WORK TO DO » Every line of the material is to be quoted verbatim, minus the pictures.

------------------------------

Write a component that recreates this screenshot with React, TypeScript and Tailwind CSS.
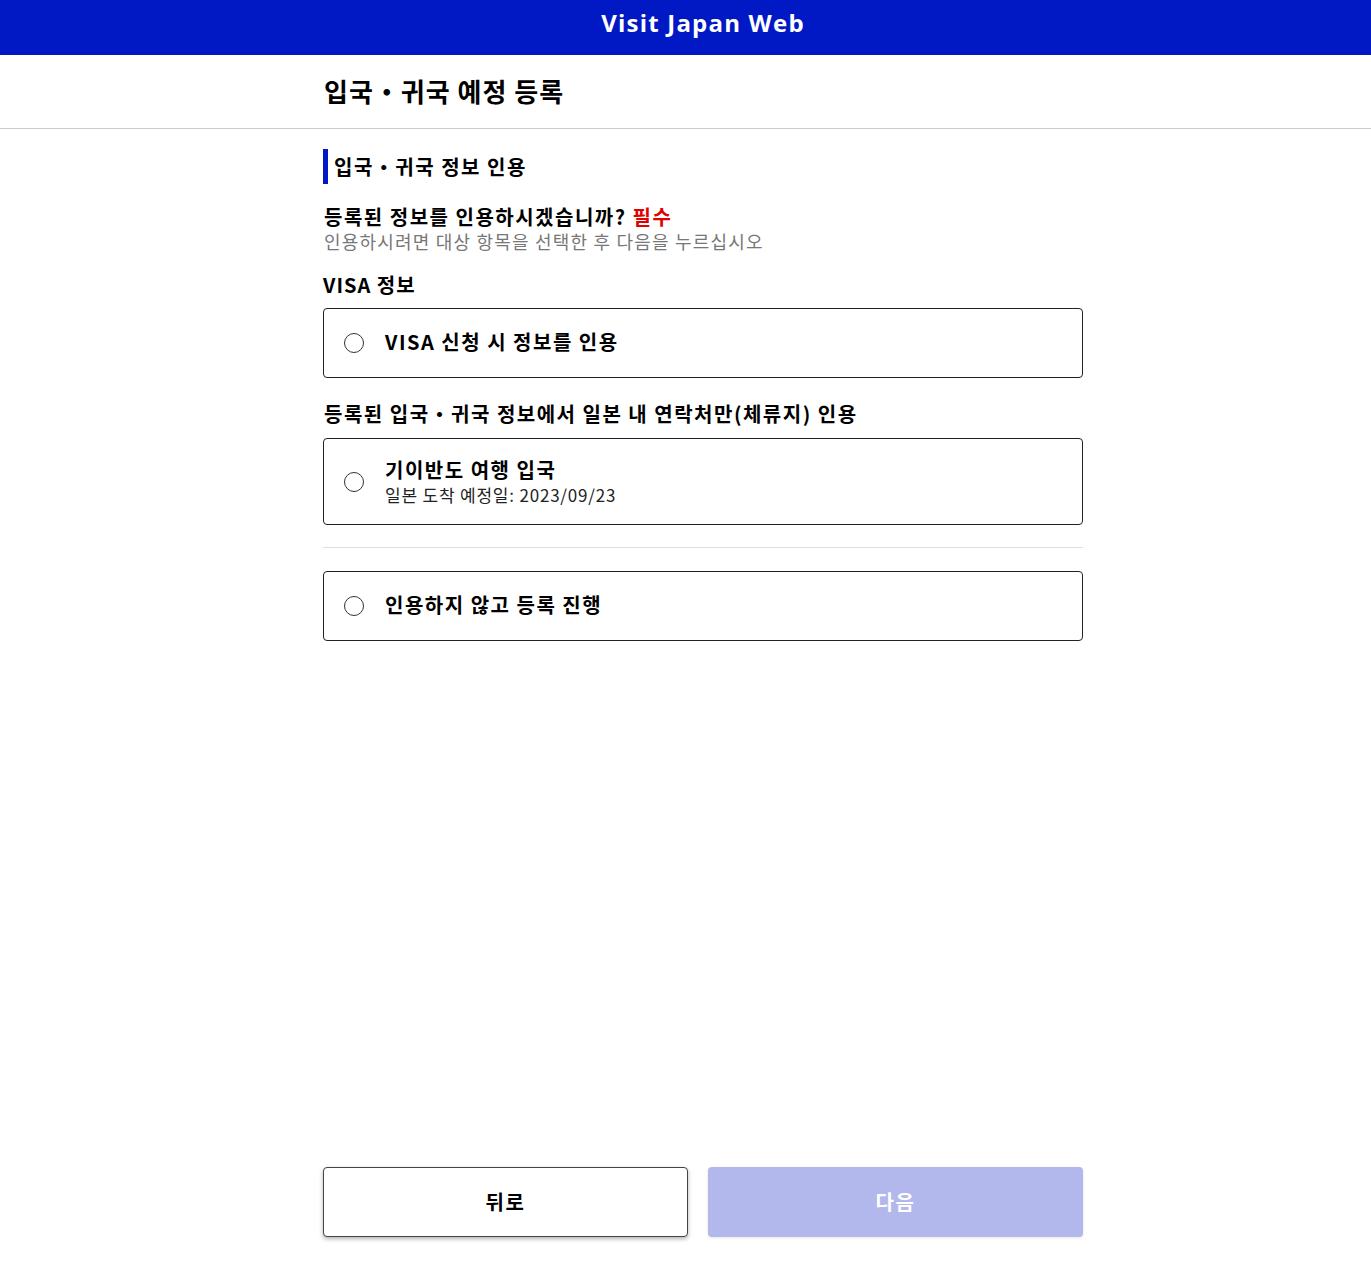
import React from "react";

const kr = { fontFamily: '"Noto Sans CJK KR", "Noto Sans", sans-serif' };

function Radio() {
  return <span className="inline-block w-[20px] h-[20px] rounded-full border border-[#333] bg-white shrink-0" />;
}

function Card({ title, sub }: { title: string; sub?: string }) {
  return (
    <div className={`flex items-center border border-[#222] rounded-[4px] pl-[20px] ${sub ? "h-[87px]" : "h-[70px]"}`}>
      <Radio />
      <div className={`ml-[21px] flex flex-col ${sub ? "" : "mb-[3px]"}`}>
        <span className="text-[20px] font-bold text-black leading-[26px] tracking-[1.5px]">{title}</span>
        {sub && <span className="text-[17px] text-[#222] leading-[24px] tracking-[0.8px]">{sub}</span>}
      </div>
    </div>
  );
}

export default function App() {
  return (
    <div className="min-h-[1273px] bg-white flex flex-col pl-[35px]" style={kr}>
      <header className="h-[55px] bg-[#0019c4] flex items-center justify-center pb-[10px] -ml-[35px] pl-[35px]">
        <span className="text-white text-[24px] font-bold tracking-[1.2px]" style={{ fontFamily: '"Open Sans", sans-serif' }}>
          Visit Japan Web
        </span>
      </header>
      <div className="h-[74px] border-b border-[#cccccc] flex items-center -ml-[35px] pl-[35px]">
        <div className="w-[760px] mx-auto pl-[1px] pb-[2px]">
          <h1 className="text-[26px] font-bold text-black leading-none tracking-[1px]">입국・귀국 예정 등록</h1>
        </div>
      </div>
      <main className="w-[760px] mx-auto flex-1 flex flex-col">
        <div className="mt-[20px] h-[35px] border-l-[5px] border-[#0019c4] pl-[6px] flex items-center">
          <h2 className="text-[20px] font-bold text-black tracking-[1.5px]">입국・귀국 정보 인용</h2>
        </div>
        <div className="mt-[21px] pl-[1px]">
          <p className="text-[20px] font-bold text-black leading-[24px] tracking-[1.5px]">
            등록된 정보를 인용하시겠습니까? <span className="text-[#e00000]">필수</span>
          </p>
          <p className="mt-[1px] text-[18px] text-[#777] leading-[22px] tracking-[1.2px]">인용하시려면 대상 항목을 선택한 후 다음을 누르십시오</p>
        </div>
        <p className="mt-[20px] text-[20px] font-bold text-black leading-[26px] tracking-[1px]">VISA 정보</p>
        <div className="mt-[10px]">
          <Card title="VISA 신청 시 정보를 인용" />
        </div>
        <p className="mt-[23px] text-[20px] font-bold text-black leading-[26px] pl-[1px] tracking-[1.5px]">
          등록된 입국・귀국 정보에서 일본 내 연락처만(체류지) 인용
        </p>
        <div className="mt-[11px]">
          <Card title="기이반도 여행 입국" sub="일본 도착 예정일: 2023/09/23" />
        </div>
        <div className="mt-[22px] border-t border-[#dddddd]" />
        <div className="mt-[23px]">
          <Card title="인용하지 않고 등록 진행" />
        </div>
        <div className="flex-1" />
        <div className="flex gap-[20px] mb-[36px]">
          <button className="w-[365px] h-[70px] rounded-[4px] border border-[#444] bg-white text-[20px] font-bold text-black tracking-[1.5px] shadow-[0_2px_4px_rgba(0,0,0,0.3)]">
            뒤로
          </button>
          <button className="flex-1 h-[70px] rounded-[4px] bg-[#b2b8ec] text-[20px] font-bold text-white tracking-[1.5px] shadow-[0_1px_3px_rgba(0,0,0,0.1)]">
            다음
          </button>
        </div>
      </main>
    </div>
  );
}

------------------------------

EXERCISE RESULT »
Write a component that recreates this screenshot with React, TypeScript and Tailwind CSS.
import React from "react";

const kr = { fontFamily: '"Noto Sans CJK KR", "Noto Sans", sans-serif' };

function Radio() {
  return <span className="inline-block w-[20px] h-[20px] rounded-full border border-[#333] bg-white shrink-0" />;
}

function Card({ title, sub }: { title: string; sub?: string }) {
  return (
    <div className={`flex items-center border border-[#222] rounded-[4px] pl-[20px] ${sub ? "h-[87px]" : "h-[70px]"}`}>
      <Radio />
      <div className={`ml-[21px] flex flex-col ${sub ? "" : "mb-[3px]"}`}>
        <span className="text-[20px] font-bold text-black leading-[26px] tracking-[1.5px]">{title}</span>
        {sub && <span className="text-[17px] text-[#222] leading-[24px] tracking-[0.8px]">{sub}</span>}
      </div>
    </div>
  );
}

export default function App() {
  return (
    <div className="min-h-[1273px] bg-white flex flex-col pl-[35px]" style={kr}>
      <header className="h-[55px] bg-[#0019c4] flex items-center justify-center pb-[10px] -ml-[35px] pl-[35px]">
        <span className="text-white text-[24px] font-bold tracking-[1.2px]" style={{ fontFamily: '"Open Sans", sans-serif' }}>
          Visit Japan Web
        </span>
      </header>
      <div className="h-[74px] border-b border-[#cccccc] flex items-center -ml-[35px] pl-[35px]">
        <div className="w-[760px] mx-auto pl-[1px] pb-[2px]">
          <h1 className="text-[26px] font-bold text-black leading-none tracking-[1px]">입국・귀국 예정 등록</h1>
        </div>
      </div>
      <main className="w-[760px] mx-auto flex-1 flex flex-col">
        <div className="mt-[20px] h-[35px] border-l-[5px] border-[#0019c4] pl-[6px] flex items-center">
          <h2 className="text-[20px] font-bold text-black tracking-[1.5px]">입국・귀국 정보 인용</h2>
        </div>
        <div className="mt-[21px] pl-[1px]">
          <p className="text-[20px] font-bold text-black leading-[24px] tracking-[1.5px]">
            등록된 정보를 인용하시겠습니까? <span className="text-[#e00000]">필수</span>
          </p>
          <p className="mt-[1px] text-[18px] text-[#777] leading-[22px] tracking-[1.2px]">인용하시려면 대상 항목을 선택한 후 다음을 누르십시오</p>
        </div>
        <p className="mt-[20px] text-[20px] font-bold text-black leading-[26px] tracking-[1px]">VISA 정보</p>
        <div className="mt-[10px]">
          <Card title="VISA 신청 시 정보를 인용" />
        </div>
        <p className="mt-[23px] text-[20px] font-bold text-black leading-[26px] pl-[1px] tracking-[1.5px]">
          등록된 입국・귀국 정보에서 일본 내 연락처만(체류지) 인용
        </p>
        <div className="mt-[11px]">
          <Card title="기이반도 여행 입국" sub="일본 도착 예정일: 2023/09/23" />
        </div>
        <div className="mt-[22px] border-t border-[#dddddd]" />
        <div className="mt-[23px]">
          <Card title="인용하지 않고 등록 진행" />
        </div>
        <div className="flex-1" />
        <div className="flex gap-[20px] mb-[36px]">
          <button className="w-[365px] h-[70px] rounded-[4px] border border-[#444] bg-white text-[20px] font-bold text-black tracking-[1.5px] shadow-[0_2px_4px_rgba(0,0,0,0.3)]">
            뒤로
          </button>
          <button className="flex-1 h-[70px] rounded-[4px] bg-[#b2b8ec] text-[20px] font-bold text-white tracking-[1.5px] shadow-[0_1px_3px_rgba(0,0,0,0.1)]">
            다음
          </button>
        </div>
      </main>
    </div>
  );
}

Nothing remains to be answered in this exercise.